Comment ne pas mentionner aujourd’hui le quarantième anniversaire de l’attentat subi par cet extraordinaire témoin du Christ, cet apôtre inépuisable de l’Évangile, ce colosse de sainteté que fut le pape venu de Pologne, le Pape saint Jean-Paul II.

Les paroles de sa Messe d’intronisation résonnent dans la parfaite continuité de l’appel du Christ au matin de l’Ascension : N’ayez pas peur !

Ouvrez, ouvrez toutes grandes les portes au Christ ! À sa puissance salvatrice ouvrez les frontières des États, les systèmes économiques et politiques, les immenses domaines de la culture, de la civilisation, du développement. N’ayez pas peur ! Le Christ sait « ce qu’il y a dans l’homme » ! Et lui seul le sait !

La vie du saint pape témoigne de la présence du Seigneur chaque jour à ses côtés et tout particulièrement sur la place Saint-Pierre au cours de l’audience du mercredi, ce 13 mai ; présence du Seigneur, présence de Marie au jour anniversaire de sa première apparition en 1917 à Fatima. Après une opération de cinq heures, le pape est sauvé. Le 27 décembre 1983, en visite à Mehmet Ali Ağca convaincu qu’il avait « visé juste et que la balle était puissante et mortelle. », Jean-Paul II répondait : « Une main a tiré, une autre a guidé », faisant référence à la « main invisible de la Vierge Marie ».
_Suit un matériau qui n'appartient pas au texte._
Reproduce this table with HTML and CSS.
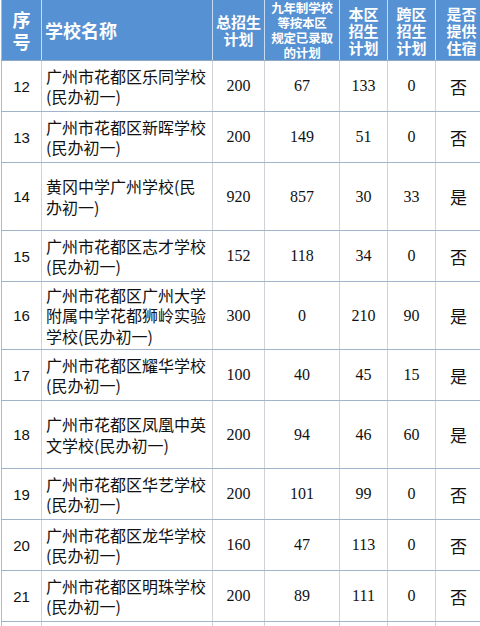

Aujourd’hui, cette balle, touchée par la « main invisible de la Vierge » et devenue une relique, a été offerte par Jean-Paul II au sanctuaire de Fatima et sertie dans la couronne de la Reine de la Paix. Demandons à saint Jean-Paul II, témoin inlassable de la vérité sur Dieu et sur l’homme à la face des peuples, apôtre infatigable de la paix, d’intercéder pour qu’une nuée de témoins naisse à sa suite dans l’Église.

En ces jours qui nous séparent de la Pentecôte, unis aux apôtres réunis au Cénacle avec Marie, disposons nos cœurs à recevoir la grâce du Saint-Esprit qui rénove la face de la terre en récitant déjà la séquence de la fête :

Veni Sancte Spiritus ! Amen, Alleluia.